The government's proposed security reforms for the telco sector would have the opposite effect and set Australia back in the fight against cyber threats, the industry claims.

The Attorney-General's Department late last month released its proposed 'telecommunications sector security reforms', which would allow the department to direct telcos and ISPs to hand over sensitive information about their networks and procurement plans.
Australia's biggest telco Telstra and industry representative body the Communications Alliance last week attacked the proposed law as too broad, intrusive and burdensome, and the rest of the industry today lent its voice to the fierce criticism.
In a joint submission, the Australian Industry Group (Ai Group), the Australian Information Industry Association (AIIA), the Australian Mobile Telecommunications Association (AMTA) and the Communications Alliance said the legislation would fail to achieve its objectives.
Importantly, the legislation would disrupt the deployment of technologies that can prevent cyber attacks - having the opposite effect than the reforms intend, they argued.
“[We] see the very real danger that the proposed reforms will mean a step backwards in dealing with cyber threats and breaches as they will divert resources from investing in addressing cyber security threats to compliance with onerous obligations,” the submission stated.

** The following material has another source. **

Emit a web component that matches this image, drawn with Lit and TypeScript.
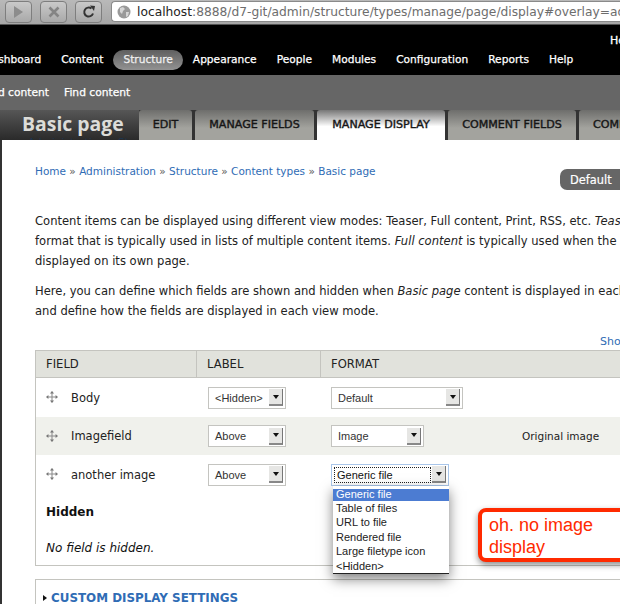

“It is likely that Australian authorities will struggle to understand very new technologies and their use within networks and, as a result of this inexperience and lack of expertise, may ‘err on the side of caution’ and deny implementation.”
The industry groups argued the reforms were out of step with policies in the UK, US and Canada and would place undue burdens on an industry already struggling with a newly-heavier regulatory load.

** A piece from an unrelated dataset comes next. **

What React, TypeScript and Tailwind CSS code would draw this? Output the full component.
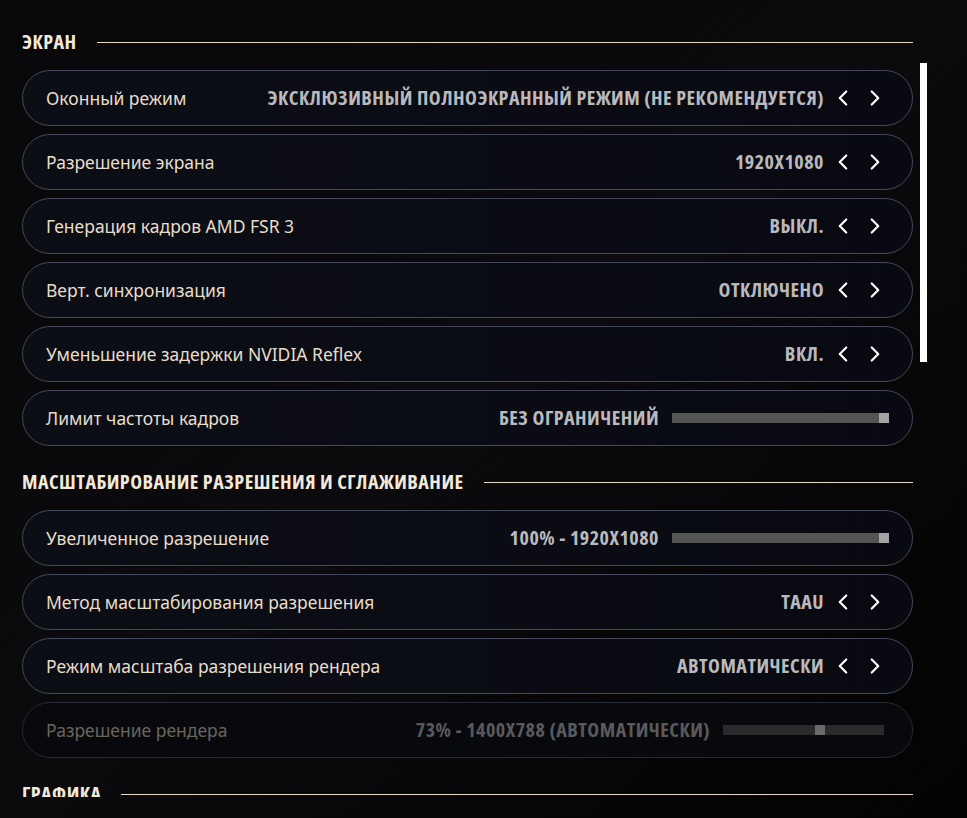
import { ChevronLeft, ChevronRight } from 'lucide-react';

type Row =
  | { label: string; value: string; kind: 'arrows' }
  | { label: string; value: string; kind: 'slider'; pos: number; disabled?: boolean };

const screen: Row[] = [
  { label: 'Оконный режим', value: 'ЭКСКЛЮЗИВНЫЙ ПОЛНОЭКРАННЫЙ РЕЖИМ (НЕ РЕКОМЕНДУЕТСЯ)', kind: 'arrows' },
  { label: 'Разрешение экрана', value: '1920X1080', kind: 'arrows' },
  { label: 'Генерация кадров AMD FSR 3', value: 'ВЫКЛ.', kind: 'arrows' },
  { label: 'Верт. синхронизация', value: 'ОТКЛЮЧЕНО', kind: 'arrows' },
  { label: 'Уменьшение задержки NVIDIA Reflex', value: 'ВКЛ.', kind: 'arrows' },
  { label: 'Лимит частоты кадров', value: 'БЕЗ ОГРАНИЧЕНИЙ', kind: 'slider', pos: 1 },
];

const scaling: Row[] = [
  { label: 'Увеличенное разрешение', value: '100% - 1920X1080', kind: 'slider', pos: 1 },
  { label: 'Метод масштабирования разрешения', value: 'TAAU', kind: 'arrows' },
  { label: 'Режим масштаба разрешения рендера', value: 'АВТОМАТИЧЕСКИ', kind: 'arrows' },
  { label: 'Разрешение рендера', value: '73% - 1400X788 (АВТОМАТИЧЕСКИ)', kind: 'slider', pos: 0.61, disabled: true },
];

// condensed caps used for values and section titles
const condensed = "font-['Open_Sans',sans-serif] [font-stretch:75%] tracking-[0.5px]";

function Header({ title }: { title: string }) {
  return (
    <div className="flex items-center h-6 gap-5">
      <span className={`${condensed} font-bold text-[20px] text-[#f3e9da] whitespace-nowrap`}>
        {title}
      </span>
      <div className="flex-1 h-px bg-[#e6dac6]" />
    </div>
  );
}

function Slider({ pos, disabled }: { pos: number; disabled?: boolean }) {
  const width = disabled ? 161 : 217;
  return (
    <div
      className={`relative h-[10px] ${disabled ? 'bg-[#2a2a2d] w-[161px] mr-[28px]' : 'bg-[#555555] w-[217px] mr-[23px]'}`}
    >
      <div
        className={`absolute top-0 h-[10px] w-[10px] ${disabled ? 'bg-[#6a6a6a]' : 'bg-[#a3a3a3]'}`}
        style={{ left: (width - 10) * pos }}
      />
    </div>
  );
}

function SettingRow({ row }: { row: Row }) {
  const disabled = row.kind === 'slider' && row.disabled;
  return (
    <div
      className={`flex items-center h-14 rounded-full border-[1.5px] pl-[23px] ${
        disabled
          ? 'border-[#262a33] bg-[#08090d]'
          : 'border-[#434958] bg-gradient-to-r from-[#0c0e16] to-[#090a11]'
      }`}
    >
      <span
        className={`font-['Noto_Sans',sans-serif] text-[17.5px] flex-1 whitespace-nowrap ${
          disabled ? 'text-[#6a655d]' : 'text-[#e7dcca]'
        }`}
      >
        {row.label}
      </span>
      <span
        className={`${condensed} font-bold text-[20px] whitespace-nowrap ${
          disabled ? 'text-[#5a5a5d]' : 'text-[#b9b9be]'
        } ${row.kind === 'slider' ? 'mr-[13px]' : 'mr-[6px]'}`}
      >
        {row.value}
      </span>
      {row.kind === 'arrows' ? (
        <div className="flex items-center gap-[6px] mr-[24px] text-white">
          <ChevronLeft size={26} strokeWidth={2} />
          <ChevronRight size={26} strokeWidth={2} />
        </div>
      ) : (
        <Slider pos={row.pos} disabled={row.disabled} />
      )}
    </div>
  );
}

export default function App() {
  return (
    <div className="relative w-[967px] h-[818px] overflow-hidden bg-gradient-to-br from-[#08080a] via-[#0b0b0e] to-[#030303]">
      <div className="h-[797px] overflow-hidden pl-[22px] pr-[54px] pt-[30px]">
        <Header title="ЭКРАН" />
        <div className="flex flex-col gap-2 mt-4">
          {screen.map((r) => (
            <SettingRow key={r.label} row={r} />
          ))}
        </div>
        <div className="mt-6">
          <Header title="МАСШТАБИРОВАНИЕ РАЗРЕШЕНИЯ И СГЛАЖИВАНИЕ" />
        </div>
        <div className="flex flex-col gap-2 mt-4">
          {scaling.map((r) => (
            <SettingRow key={r.label} row={r} />
          ))}
        </div>
        <div className="mt-6">
          <Header title="ГРАФИКА" />
        </div>
      </div>
      <div className="absolute left-[920px] top-[63px] w-[7px] h-[299px] bg-white" />
    </div>
  );
}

It will force extra costs incurred as a result of the mandatory data retention scheme, piracy code and laws to block offshore piracy websites, the groups said.
Additionally, the legislation also lacks transparency, fails to provide adequate mechanisms for appeal, will deter investment in Australian technology, and lead to higher costs for consumers, they argued.

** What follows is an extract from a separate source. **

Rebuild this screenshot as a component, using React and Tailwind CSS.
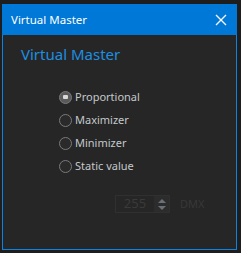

Lengthy bureaucratic processes to hold up action
In terms of competition, the industry bodies highlighted the additional difficulties the legislation would pose to carriers with a head office located overseas, such as Optus and Vodafone.
“Often the release of the information required by authorities is dependent on the decisions of the CSP’s head office and such commercially sensitive data may need to be discussed on an internal basis weeks (or even months) before it may be approved for external release,” the submission stated.
While Australia's telcos believe an “overarching cyber security framework is necessary”, the groups said, the government needs to “undertake a ‘re-think’ – and detailed discussions with industry – before proceeding down a path that will be, on balance, detrimental”.
Under the draft bill, a telco or ISP that fails to comply with an AGD direction would face civil penalties of around $250,000.
Telcos and ISPs would be required to hand over information on new equipment, outsourcing, offshoring equipment or services, and changes to the management of services if the AGD decides they could create vulnerabilities in networks.
The AGD would also have the power to retain the information for as long as necessary.